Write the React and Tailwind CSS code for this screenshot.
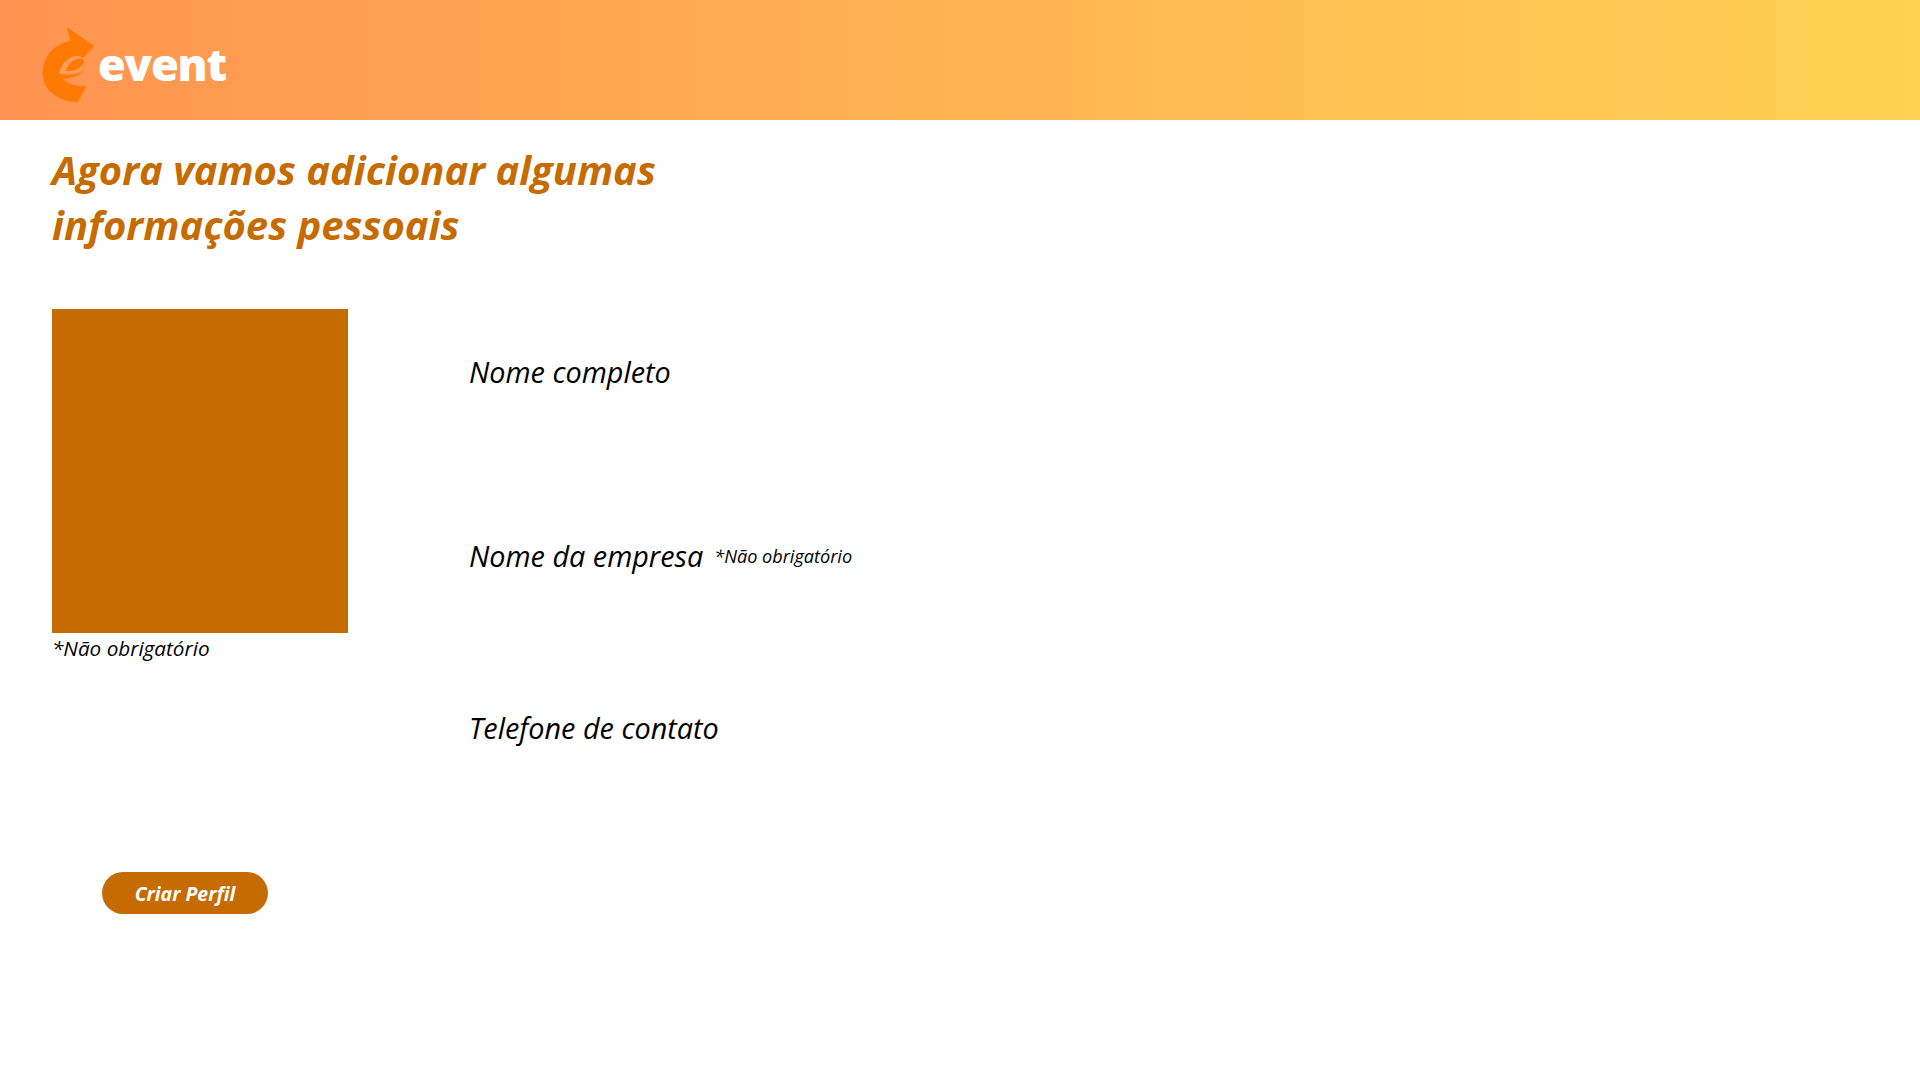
import React from "react";

const Logo = () => (
  <svg width="70" height="90" viewBox="0 0 210 270" className="shrink-0">
    {/* arrow-shaped "e" mark */}
    <path
      fill="#ff7a05"
      d="M93 22 L175 78 L140 116 C150 135 148 152 128 164 C112 173 95 174 80 176 C95 192 125 200 152 198 L125 247 C65 245 20 210 20 160 C20 105 60 70 103 63 Z"
    />
    <path
      fill="#ff9c55"
      d="M70 162 C74 130 98 108 125 108 C132 108 138 111 143 116 C128 115 112 119 102 129 C96 136 91 146 89 153 C100 154 113 152 124 147 C134 143 140 136 144 126 C149 142 141 155 127 160 C110 165 90 163 70 162 Z"
    />
  </svg>
);

const Label = ({ children, note, className }) => (
  <div className={`flex items-center gap-[11px] italic text-black ${className}`}>
    <span className="text-[28.8px] leading-[40px]">{children}</span>
    {note && <span className="text-[18.1px] leading-[26px]">{note}</span>}
  </div>
);

export default function App() {
  return (
    <div className="min-h-screen bg-white font-['Open_Sans',sans-serif]">
      <header className="flex h-[120px] items-start bg-gradient-to-r from-[#ff9351] to-[#ffd252] pl-[36px] pt-[20px]">
        <Logo />
        <span className="-ml-[8px] mt-[19px] text-[45px] font-extrabold leading-[50px] tracking-[-1.2px] text-white">
          event
        </span>
      </header>

      <main className="px-[52px]">
        <h1 className="mt-[22px] w-[700px] text-[40px] font-bold italic leading-[55px] text-[#c66b00]">
          Agora vamos adicionar algumas
          <br />
          informações pessoais
        </h1>

        <div className="mt-[57px] flex">
          <div className="w-[296px]">
            <div className="h-[324px] bg-[#c66b00]" />
            <p className="mt-[1px] text-[20.7px] italic leading-[29px] text-black">*Não obrigatório</p>
            <button className="ml-[50px] mt-[209px] h-[42px] w-[166px] rounded-full bg-[#c66b00] pt-[2px] text-[19.5px] font-bold italic text-white">
              Criar Perfil
            </button>
          </div>

          <div className="ml-[121px]">
            <Label className="mt-[43px]">Nome completo</Label>
            <Label className="mt-[144px]" note="*Não obrigatório">
              Nome da empresa
            </Label>
            <Label className="mt-[132px]">Telefone de contato</Label>
          </div>
        </div>
      </main>
    </div>
  );
}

**TASK DESCRIPTION**
Please restate the material above line by line, exactly, beginning at its first line and ending with the line that contains "import React from", without any pictures.

**SOLUTION**
Write the React and Tailwind CSS code for this screenshot.
import React from "react";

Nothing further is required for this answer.